During his 20 years as General/Artistic Director and principal stage director, Lesenger introduced the Chautauqua audience to significant twentieth-century works including Vanessa (Barber), Two Widows (Smetana), Peter Grimes (Britten), The Consul (Menotti), The Cunning Little Vixen (Janáček) and the American musicals A Little Night Music (Sondheim), She Loves Me (Bock & Harnick), and Once Upon a Mattress (Rodgers & Barer). He also produced for the first time at Chautauqua overlooked Italian rarities: Macbeth, Stiffelio, and Luisa Miller by Verdi, Maria Stuarda by Donizetti, and Bellini’s Norma, as well as new productions of The Ballad of Baby Doe, La Bohème, The Crucible, Don Giovanni, The Elixir of Love, Falstaff, Gianni Schicchi/Sister Angelica, Hansel and Gretel, Lucia di Lammermoor, Madam Butterfly, Manon Lescaut, Regina, La Rondine, Susannah, The Tales of Hoffmann, Tosca, La Traviata, Il Trovatore, and Werther. His critically acclaimed production of Richard Strauss’ Ariadne auf Naxos has been produced by Chautauqua as well as the opera companies of Atlanta, Virginia, and Milwaukee where it was telecast on PBS from the Florentine Opera.
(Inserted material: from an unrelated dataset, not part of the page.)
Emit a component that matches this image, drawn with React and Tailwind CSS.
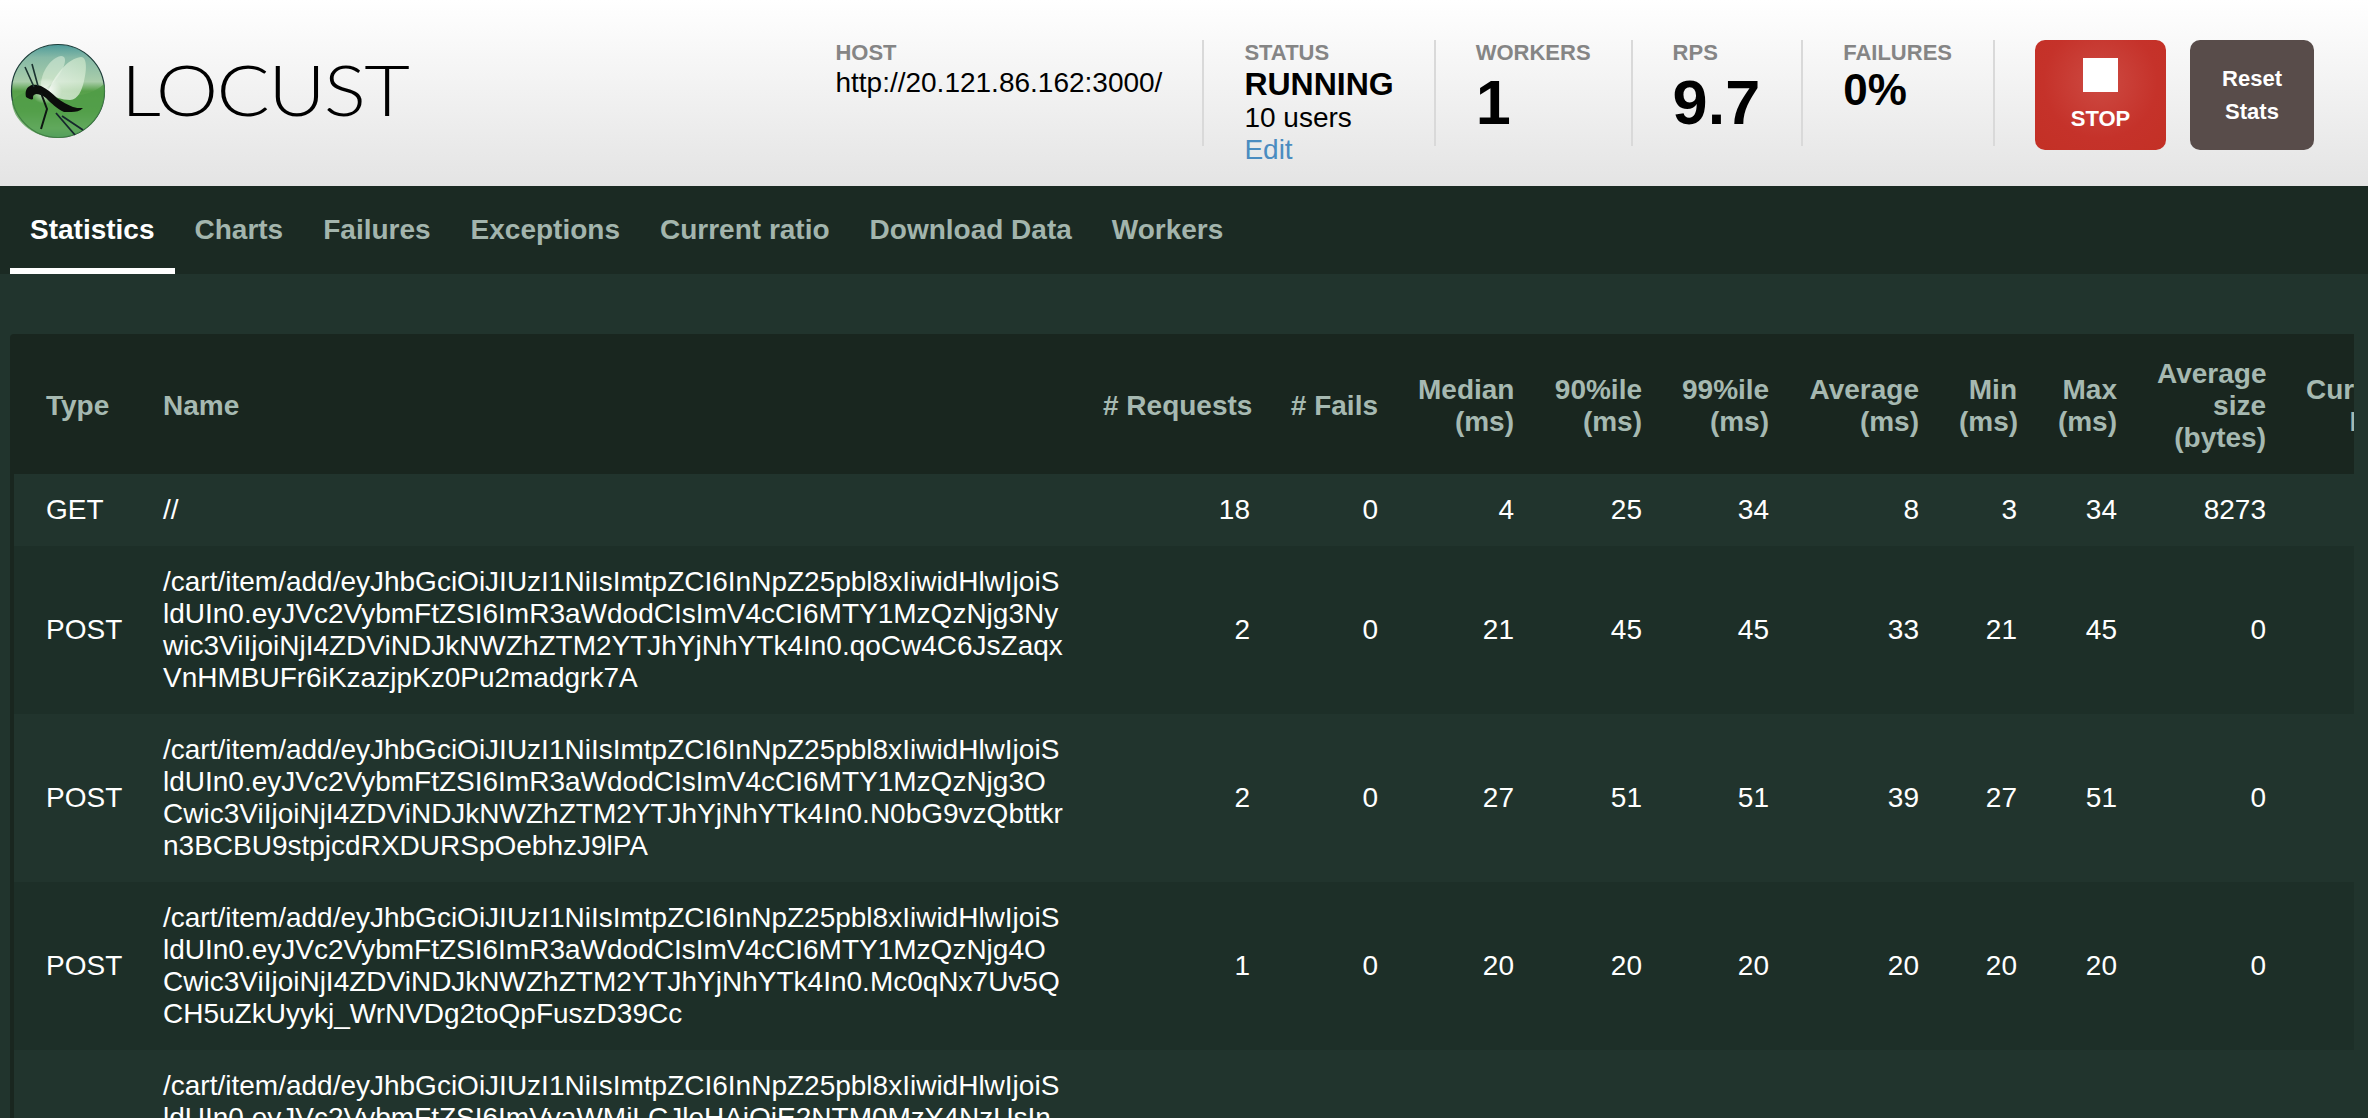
const stat = "h-[106px] pl-[40px] pr-[40px] border-r-2 border-[#d9d9d9] shrink-0";
const statWide = "h-[106px] pl-[40px] pr-[41px] border-r-2 border-[#d9d9d9] shrink-0";
const label = "text-[22px] leading-[25px] font-bold text-[#858585]";

function Logo() {
  return (
    <svg width="96" height="96" viewBox="0 0 96 96" className="shrink-0">
      <defs>
        <linearGradient id="orb" x1="0" y1="0" x2="0" y2="1">
          <stop offset="0%" stopColor="#4d9a9a" />
          <stop offset="14%" stopColor="#86b9a6" />
          <stop offset="40%" stopColor="#a9cdaa" />
          <stop offset="50%" stopColor="#57a04a" />
          <stop offset="72%" stopColor="#5fa854" />
          <stop offset="90%" stopColor="#8cc692" />
          <stop offset="100%" stopColor="#5ea892" />
        </linearGradient>
        <linearGradient id="wing" x1="0.8" y1="0" x2="0.1" y2="1">
          <stop offset="0%" stopColor="#cfe8cb" />
          <stop offset="100%" stopColor="#ffffff" />
        </linearGradient>
        <radialGradient id="glow" cx="50%" cy="50%" r="50%">
          <stop offset="0%" stopColor="#ffffff" />
          <stop offset="100%" stopColor="#ffffff" stopOpacity="0" />
        </radialGradient>
      </defs>
      <circle cx="48" cy="48" r="46.5" fill="url(#orb)" stroke="#1d3d3a" strokeWidth="1.2" />
      <path d="M2 58C14 46 30 44 48 50c18 5 34 2 46-9 1 3 1 5 1 7 0 26-21 47-47 47S2 76 2 58Z" fill="#4f9b46" opacity=".7" />
      <path d="M31 47c-2-14 8-32 20-34 5 0 5 5 2 12-4 9-11 18-22 22Z" fill="#e8f5e2" opacity=".5" />
      <path d="M38 49c6-16 20-34 33-35 6 0 6 12 3 24-2 9-6 19-14 19-8 0-16-3-22-8Z" fill="url(#wing)" opacity=".7" />
      <ellipse cx="36" cy="48" rx="16" ry="13" fill="url(#glow)" />
      <path d="M16 54c-1-5 0-9 4-11 3-2 7-1 11 0 6 3 11 7 16 12 5 4 11 7 16 9 3 1 5 1 10 1-3 3-7 4-12 4l-7 0c-7-3-13-9-18-14-4-3-7-4-10-4-3 1-3 2-3 5-1 1-4 0-7-2Z" fill="#0b0d0b" />
      <path d="M24 44 15 24M28 43 22 21" stroke="#1a3330" strokeWidth="1.6" fill="none" />
      <path d="M31 50l6 16-6 20" stroke="#0e1612" strokeWidth="2" fill="none" />
      <path d="M46 70l19 22M52 73l21 14" stroke="#16272d" strokeWidth="1.8" fill="none" />
    </svg>
  );
}

const head = [
  ["# Requests"], ["# Fails"], ["Median", "(ms)"], ["90%ile", "(ms)"], ["99%ile", "(ms)"],
  ["Average", "(ms)"], ["Min", "(ms)"], ["Max", "(ms)"], ["Average", "size", "(bytes)"], ["Current", "RPS"],
];
const widths = ["w-[187px]", "w-[128px]", "w-[136px]", "w-[128px]", "w-[127px]", "w-[150px]", "w-[98px]", "w-[100px]", "w-[149px]", "w-[141px]"];
const l1 = "/cart/item/add/eyJhbGciOiJIUzI1NiIsImtpZCI6InNpZ25pbl8xIiwidHlwIjoiS";
const rows = [
  { t: "GET", n: ["//"], v: ["18", "0", "4", "25", "34", "8", "3", "34", "8273"] },
  { t: "POST", n: [l1, "ldUIn0.eyJVc2VybmFtZSI6ImR3aWdodCIsImV4cCI6MTY1MzQzNjg3Ny", "wic3ViIjoiNjI4ZDViNDJkNWZhZTM2YTJhYjNhYTk4In0.qoCw4C6JsZaqx", "VnHMBUFr6iKzazjpKz0Pu2madgrk7A"], v: ["2", "0", "21", "45", "45", "33", "21", "45", "0"] },
  { t: "POST", n: [l1, "ldUIn0.eyJVc2VybmFtZSI6ImR3aWdodCIsImV4cCI6MTY1MzQzNjg3O", "Cwic3ViIjoiNjI4ZDViNDJkNWZhZTM2YTJhYjNhYTk4In0.N0bG9vzQbttkr", "n3BCBU9stpjcdRXDURSpOebhzJ9lPA"], v: ["2", "0", "27", "51", "51", "39", "27", "51", "0"] },
  { t: "POST", n: [l1, "ldUIn0.eyJVc2VybmFtZSI6ImR3aWdodCIsImV4cCI6MTY1MzQzNjg4O", "Cwic3ViIjoiNjI4ZDViNDJkNWZhZTM2YTJhYjNhYTk4In0.Mc0qNx7Uv5Q", "CH5uZkUyykj_WrNVDg2toQpFuszD39Cc"], v: ["1", "0", "20", "20", "20", "20", "20", "20", "0"] },
  { t: "POST", n: [l1, "ldUIn0.eyJVc2VybmFtZSI6ImVyaWMiLCJleHAiOjE2NTM0MzY4NzUsIn", "N1YiI6IjYyOGQ1YjQyZDVmYWUzNmEyYWIzYWE5OCJ9", ""], v: [] },
];

export default function App() {
  return (
    <div className="h-screen overflow-hidden bg-[#21342d] font-['Liberation_Sans',Arial,sans-serif] text-[28px] leading-[32px]">
      <header className="h-[186px] flex justify-between pt-[40px] pr-[54px] bg-gradient-to-b from-white to-[#e4e4e4]">
        <div className="flex items-start pl-[10px] pt-[3px]">
          <Logo />
          <span className="inline-block origin-left scale-x-[1.11] ml-[15px] mt-[6px] font-['Lato',sans-serif] font-light text-[71px] leading-[80px] tracking-[-1.5px] text-black">LOCUST</span>
        </div>
        <div className="flex items-start">
          <div className={stat}>
            <div className={label}>HOST</div>
            <div className="text-black leading-[36px]">http://20.121.86.162:3000/</div>
          </div>
          <div className={stat}>
            <div className={label}>STATUS</div>
            <div className="pt-[1px] text-[32px] leading-[36px] font-bold text-black">RUNNING</div>
            <div className="text-black">10 users</div>
            <div className="text-[#4a8cc0]">Edit</div>
          </div>
          <div className={stat}>
            <div className={label}>WORKERS</div>
            <div className="pt-[1px] text-[63px] leading-[72px] font-bold text-black">1</div>
          </div>
          <div className={statWide}>
            <div className={label}>RPS</div>
            <div className="pt-[1px] text-[63px] leading-[72px] font-bold text-black">9.7</div>
          </div>
          <div className={statWide}>
            <div className={label}>FAILURES</div>
            <div className="text-[44px] leading-[50px] font-bold text-black">0%</div>
          </div>
          <div className="ml-[40px] w-[131px] h-[110px] rounded-[10px] bg-[radial-gradient(circle_at_50%_38%,#cd4a42_0%,#c5322a_60%,#c33025_100%)] flex flex-col items-center pt-[18px] text-white font-bold">
            <div className="w-[35px] h-[34px] bg-white" />
            <div className="mt-[13px] text-[22px] leading-[28px]">STOP</div>
          </div>
          <div className="ml-[24px] w-[124px] h-[110px] rounded-[10px] bg-[#584c4a] flex flex-col items-center justify-center text-white font-bold text-[22px] leading-[33px]">
            <div>Reset</div>
            <div>Stats</div>
          </div>
        </div>
      </header>
      <nav className="h-[88px] bg-[#1b2a23] flex pl-[10px]">
        {["Statistics", "Charts", "Failures", "Exceptions", "Current ratio", "Download Data", "Workers"].map((t, i) => (
          <div key={t} className={i === 0 ? "px-[20px] pt-[28px] font-bold text-white border-b-[6px] border-white" : "px-[20px] pt-[28px] font-bold text-[#a3b5ad]"}>{t}</div>
        ))}
      </nav>
      <main className="pt-[60px] pl-[10px] pr-[14px]">
        <div className="overflow-hidden rounded-tl-[4px] border-l-[4px] border-[#19261f] h-[784px]">
          <table className="table-fixed border-collapse w-[2413px] text-white">
            <colgroup>
              <col className="w-[129px]" />
              <col className="w-[940px]" />
              {widths.map((w, i) => <col key={i} className={w} />)}
            </colgroup>
            <thead>
              <tr className="h-[140px] bg-[#19261f] text-[#a6b9b1] font-bold">
                <th className="pl-[32px] pr-[20px] pt-[4px] text-left font-bold">Type</th>
                <th className="px-[20px] pt-[4px] text-left font-bold">Name</th>
                {head.map((h, i) => (
                  <th key={i} className="px-[20px] pt-[4px] text-right font-bold whitespace-nowrap">
                    {h.map((x) => <div key={x}>{x}</div>)}
                  </th>
                ))}
              </tr>
            </thead>
            <tbody>
              {rows.map((r, i) => (
                <tr key={i} className={i % 2 === 0 ? "bg-[#21342d]" : "bg-[#1d2f28]"}>
                  <td className="pl-[32px] pr-[20px] py-[20px]">{r.t}</td>
                  <td className="px-[20px] py-[20px]">
                    {r.n.map((x, j) => <div key={j} className="min-h-[32px] whitespace-nowrap">{x}</div>)}
                  </td>
                  {head.map((_, j) => (
                    <td key={j} className="px-[20px] py-[20px] text-right">{r.v[j]}</td>
                  ))}
                </tr>
              ))}
            </tbody>
          </table>
        </div>
      </main>
    </div>
  );
}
The company continues to be supported by an active community of volunteers, a diligent Opera Guild and a talented staff. “Tucked away in the most southwestern corner of New York State, Chautauqua has been home to a summer opera company longer than any such festival entity in the United States. Not only does it present top-drawer performances of standard fare such as La Bohème and Don Giovanni, but it also serves up an occasional surprise –… for example, the local première of Verdi’s seldom-heard Stiffelio.” [3]


[1] Mackenzie, Ross. “Chautauqua Opera, 1929-2004: A History.”

[2] Mackenzie, Ross. “Chautauqua Opera, 1929-2004: A History.”